4. Normalität als Machtinstrument
Das Konzept der Normalität wurde und wird häufig als Machtinstrument verwendet. Regierungen, Institutionen und soziale Gruppen nutzen es, um bestimmte Gruppen zu unterdrücken oder zu marginalisieren. Beispiele hierfür sind die Pathologisierung von Homosexualität, die Ausgrenzung von Menschen mit Behinderungen oder zugeschriebene Geschlechterrollen.

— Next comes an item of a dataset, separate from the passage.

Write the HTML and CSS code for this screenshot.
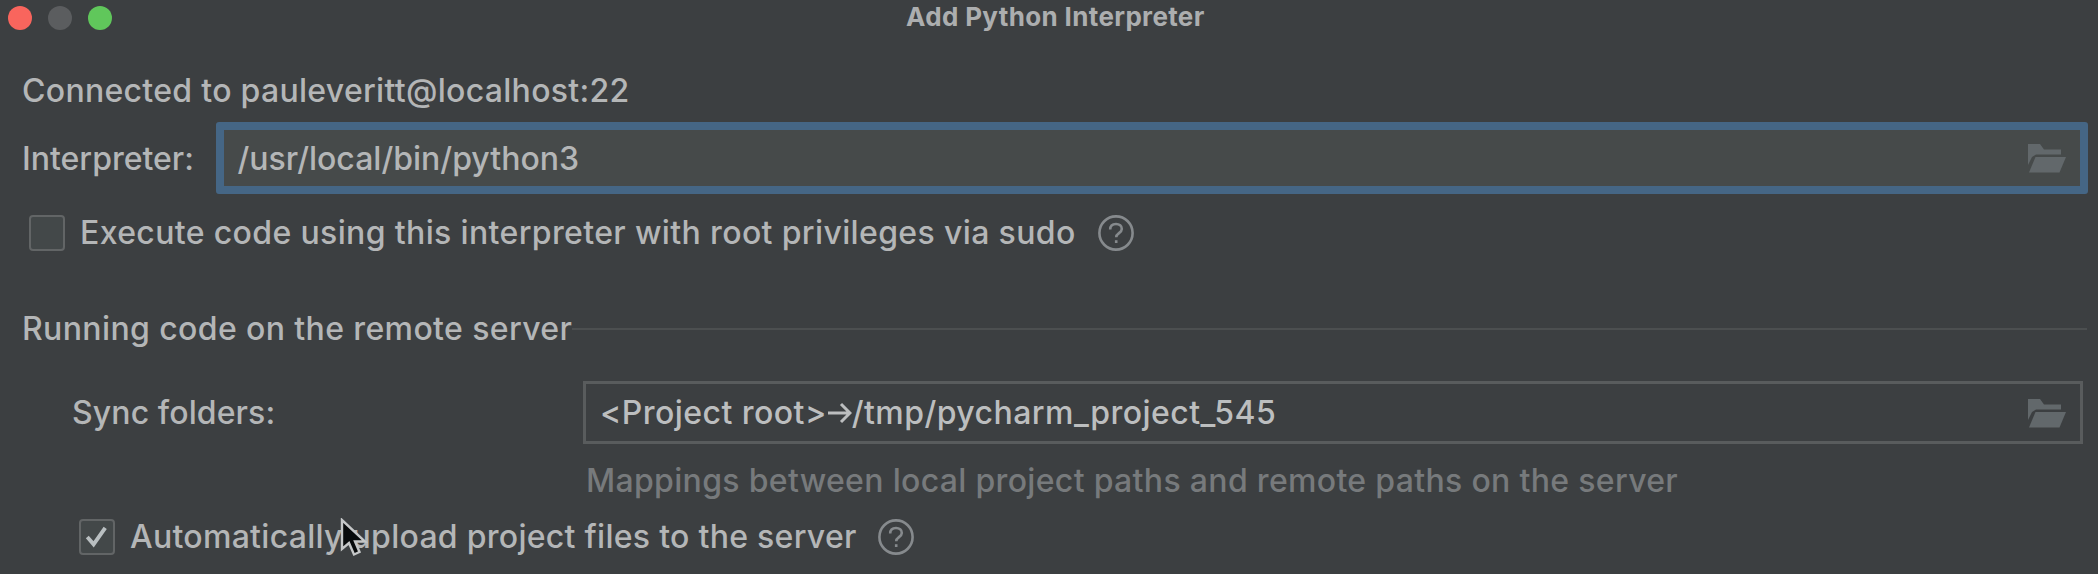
FILE: index.html
```html
<!DOCTYPE html>
<html lang="en">
<head>
<meta charset="utf-8">
<title>Add Python Interpreter</title>
<link rel="stylesheet" href="styles.css">
</head>
<body>
<svg class="defs" width="0" height="0">
  <symbol id="folder" viewBox="0 0 38 29">
    <path d="M0 0H12L16 5.500H33V10.500H8L4 13L0 21Z"/>
    <path d="M7.500 13H38L31.500 28.500H1Z"/>
  </symbol>
  <symbol id="help" viewBox="0 0 36 36">
    <circle cx="18" cy="18" r="16.600"/>
    <path d="M12.200 14.600C12.200 10.800 14.600 9 18 9C21.400 9 23.800 11 23.800 13.900C23.800 18 18.200 18.200 18.200 22.200"/>
    <path d="M18.200 25.200V28"/>
  </symbol>
</svg>
<main class="dialog">
  <header class="titlebar">
    <div class="lights"><i class="light red"></i><i class="light gray"></i><i class="light green"></i></div>
    <h1 class="title">Add Python Interpreter</h1>
  </header>
  <p class="text connected">Connected to pauleveritt@localhost:22</p>
  <div class="row interpreter">
    <label class="text lbl">Interpreter:</label>
    <div class="field focused"><span class="text path">/usr/local/bin/python3</span><svg class="folder"><use href="#folder"/></svg></div>
  </div>
  <div class="row sudo">
    <span class="check"></span>
    <span class="text sudo-text">Execute code using this interpreter with root privileges via sudo</span>
    <svg class="help"><use href="#help"/></svg>
  </div>
  <div class="row section"><h2 class="text section-text">Running code on the remote server</h2><span class="rule"></span></div>
  <div class="row sync">
    <label class="text sync-label">Sync folders:</label>
    <div class="field"><span class="text mapping">&lt;Project root&gt;<svg class="arrow" viewBox="0 0 25 22"><path d="M1 11H23M14 2L23 11L14 20"/></svg>/tmp/pycharm_project_545</span><svg class="folder"><use href="#folder"/></svg></div>
  </div>
  <p class="text hint">Mappings between local project paths and remote paths on the server</p>
  <div class="row upload">
    <span class="check"><svg class="tick" viewBox="0 0 32 32"><path d="M6.500 16.500L13 24L25 7"/></svg></span>
    <span class="text upload-text">Automatically upload project files to the server</span>
    <svg class="help"><use href="#help"/></svg>
  </div>
  <svg class="cursor" viewBox="0 0 28 40"><path d="M2 2V31L9 25L14 36.500L19.500 34L15 23.500H25Z"/></svg>
</main>
</body>
</html>
```
FILE: styles.css
```css
* { box-sizing: border-box; margin: 0; padding: 0; }
body { background: #3c3f41; overflow: hidden; }
.defs { display: block; height: 0; }
.dialog {
  position: relative;
  width: 2098px;
  height: 574px;
  overflow: hidden;
  background: #3c3f41;
  color: #b4b6b7;
  font-family: Inter, "Liberation Sans", sans-serif;
}
.titlebar { display: grid; grid-template-columns: 906px auto; height: 36px; }
.lights { display: flex; gap: 15.500px; padding: 5.500px 0 0 7.500px; }
.light { width: 24.500px; height: 24.500px; border-radius: 50%; }
.red { background: #f9655d; }
.gray { background: #5b5d5f; }
.green { background: #60c75b; }
.title { font-size: 26px; font-weight: 700; line-height: 32px; padding-top: 1px; white-space: nowrap; letter-spacing: 0.35px; color: #acaeaf; }
.text { font-size: 32px; font-weight: 450; line-height: 40px; white-space: nowrap; letter-spacing: 0.36px; }
.row { display: flex; align-items: center; }
.connected { margin-top: 35px; padding-left: 22px; letter-spacing: 0.3px; }
.interpreter { height: 72px; margin-top: 10.500px; padding: 0 10.500px 0 22px; }
.lbl { width: 194px; padding-top: 2px; letter-spacing: 0; }
.field { display: flex; align-items: center; justify-content: space-between; flex: 1; height: 63px; border: 3px solid #595c5d; padding: 0 14px 0 14px; }
.focused { height: 72px; border: 8px solid #456685; border-radius: 3px; background: #464a4a; padding: 0 13.500px; }
.path { padding-top: 2px; letter-spacing: 0; }
.folder { width: 38px; height: 29px; margin-top: 2px; fill: #62686b; }
.sudo { height: 36px; margin-top: 21px; padding-left: 29px; }
.check { width: 36px; height: 36px; border: 2.500px solid #626566; border-radius: 4px; background: #434849; }
.sudo-text { margin-left: 15px; width: 1018px; }
.help { width: 36px; height: 36px; fill: none; stroke: #868a8d; stroke-width: 2.600; }
.section { height: 40px; margin-top: 58px; padding: 0 11px 0 22px; }
.section-text { width: 550px; padding-top: 1px; letter-spacing: 0.38px; }
.rule { flex: 1; height: 2px; background: #4c4f50; }
.sync { height: 63px; margin-top: 32px; padding: 0 15px 0 72px; }
.sync-label { width: 511px; padding-top: 2px; letter-spacing: 0.1px; }
.mapping { display: flex; align-items: center; padding-top: 2px; letter-spacing: 0.45px; color: #bcbebf; }
.arrow { width: 25px; height: 22px; fill: none; stroke: #bcbebf; stroke-width: 3; }
.hint { margin: 17px 0 0 586px; letter-spacing: 0.32px; color: #777a7c; }
.upload { height: 36px; margin-top: 18.500px; padding-left: 79px; }
.tick { display: block; width: 31px; height: 31px; fill: none; stroke: #b9bfc1; stroke-width: 4; }
.upload-text { margin-left: 15px; width: 748px; letter-spacing: 0.28px; }
.cursor { position: absolute; left: 340px; top: 518px; width: 28px; height: 40px; fill: #080a0b; stroke: #c5c7c8; stroke-width: 2.400; }
```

5. Der Mythos als Hindernis für Fortschritt
Der Glaube an eine Norm behindert auch sozialen Fortschritt und Innovation. Viele bedeutende Entwicklungen – ob in Wissenschaft, Kunst oder Kultur – stammen von Menschen, die die bestehenden Normen infrage gestellt haben. Gleichzeitig wird Kunst und Kultur immer wieder aufgetragen, die Norm in Frage zu stellen. Die Betonung der Normalität kann Kreativität und Wandel ersticken, weil sie Abweichungen als Problem statt als Möglichkeit sieht.
Fazit:
Der Mythos des Normalen ist eine bequeme Illusion, die uns vermeintlich Sicherheit und Orientierung bietet. Doch in Wirklichkeit schränkt er uns in vielen Möglichkeiten ein, das volle Potenzial menschlicher Vielfalt und Kreativität zu erkennen und zu schätzen. Es ist wichtig, diesen Mythos zu hinterfragen und eine Gesellschaft zu fördern, die Vielfalt und Andersartigkeit nicht nur toleriert, sondern wertschätzt und nicht als etwas Störendes abtut. Denn letztlich ist normal nur eine Konstruktion – eine, die wir ändern können, um eine gerechtere und freiere Welt zu schaffen.